Il programma si apre con Holoubeck (La colomba selvatica) di Dvořák, poema sinfonico di nemmeno venti minuti nel quale si articola la vicenda di una giovane vedova uxoricida che convola a nuove nozze, ma, travolta dai rimorsi risvegliati dal canto di una colomba, finirà per suicidarsi in preda al delirio. La partitura fu diretta al debutto a Brno nel 1998 da Janáček e, un anno dopo, a Vienna da Mahler, due coincidenze non di poco conto se si pensa che l'humus musicale e sociale è esattamente il medesimo da cui trarranno linfa i capolavori del primo, così come il soggetto potrebbe essere tranquillamente quello di una sua opera. Parimenti l'ascolto della marcia funebre iniziale desta qualche brivido riconoscendo lo stesso sostrato da cui Mahler svilupperà le sue, innervandole di ben altri turbamenti e ironie, intrecciando queste radici con quelle ebraiche.
Liss, saggiamente, non gioca all'inseguimento delle anticipazioni e delle eredità, non suggerisce retaggi e ispirazioni, ma controlla con sapiente lirismo l'aroma caratteristico della partitura e il suo tono di tragica elegia lasciando sottintesa ogni possibile riflessione: il nostro senno di poi non interferisce con il valore intrinseco della partitura, ma un'interpretazione tanto lucida lo stimola a valutarla come elemento di un fecondo percorso storico.
Completa la prima parte un altro poema sinfonico, il Don Juan di Strauss, una metafora sessuale tanto esplicita (quegli ultimi accordi dopo il crescendo finale sono ben più che allusivi) quanto elegante nella bacchetta di Liss, che imprime un'energia straordinaria e l'ancor più straordinaria sensazione di saper guardare nella più recondita profondità della partitura, articolandone ogni dettaglio e ogni perturbante significato nascosto, fra languidi scoramenti, ansioso Streben faustiano, travolgente concupiscenza d'azione.
Dopo l'intervallo, si chiude in bellezza con Čajkovskij e la sua Suite n. 3 in Sol minore op. 55, inquieto lavoro della piena maturità dell'autore, che si spegnerà solo otto anni dopo la prima esecuzione.

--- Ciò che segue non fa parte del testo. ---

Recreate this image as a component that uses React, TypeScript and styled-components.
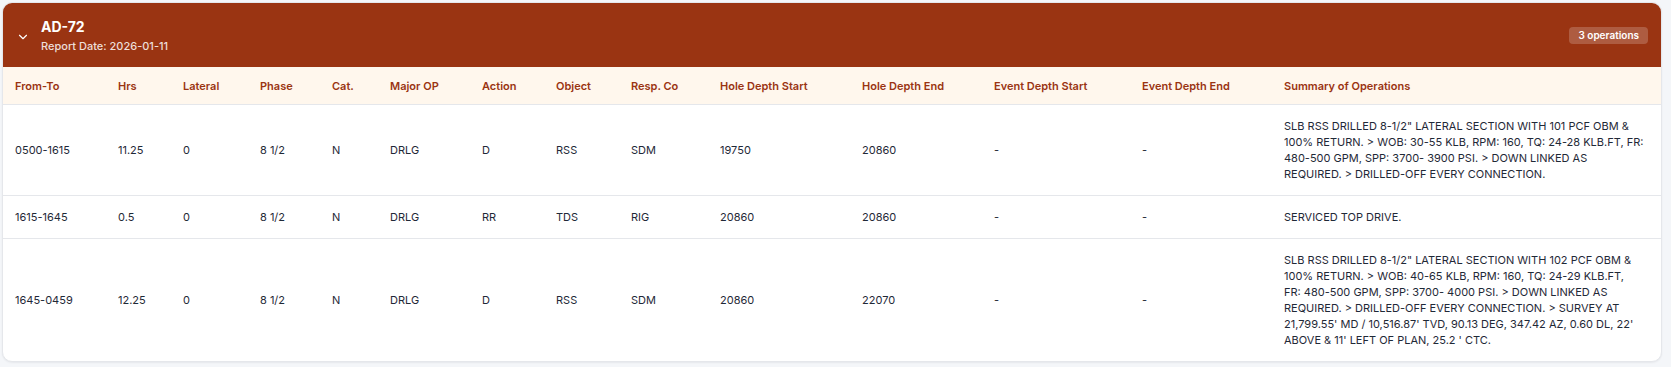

La libertà formale permette di dar voce meglio di una Sinfonia a turbamenti, abbandoni, aneliti che Liss, di formazione moscovita, legge e anima con uno sguardo privilegiato, come se questa musica, fuor di retorica, fosse parte del suo DNA. Non ha bisogno, dunque, di addolcirsi mollemente nel lirismo, né di compiacersi nello scintillare esuberante dello Scherzo e delle ultime variazioni, dipanando piuttosto il discorso con una lucidità e un controllo, un'eloquenza e una fluidità che ci permettono di perderci nelle contraddizioni e nei tormenti di Pëtr Il'ič. Il Valse mélanconique risulta, così, ipnotico, pur nell'evidente acutissima razionalità con cui la bacchetta lo conduce; le variazioni si concatenano in una miriade di sottilissimi sottintesi, di allusioni, mutamenti psicologici e intrecci timbrici e tematici da travolgere non per esuberante crescendo, ma per profondità di comprensione. Insomma, per il lavoro di un grande musicista che dà sempre la sensazione di conficcare la sua bacchetta fra le note là dove non avremmo immaginato si potesse arrivare.
Nulla che voglia colpirci con un tratto eclatante, semplicemente l'onestà di un direttore che conosce alla perfezione gli strumenti del suo mestiere, di un musicista colto, intelligente, dall'intuito sottile e penetrante. Difatti il pubblico, al termine del concerto, non accenna ad alzarsi e continua ad applaudire con compatta perseveranza per lunghi minuti, richiamando più volte il maestro sul podio (e lui più volte saluta e ringrazia le prime parti, in particolare il primo violino, cui spetta un elogio particolare per gli interventi solistici in Čajkovskij) finché l'orchestra non accenna ad abbandonare i propri posti. Dunque è proprio finita, ma ci auguriamo di rivedere presto Liss a Bologna, magari, chissà, anche per un'opera.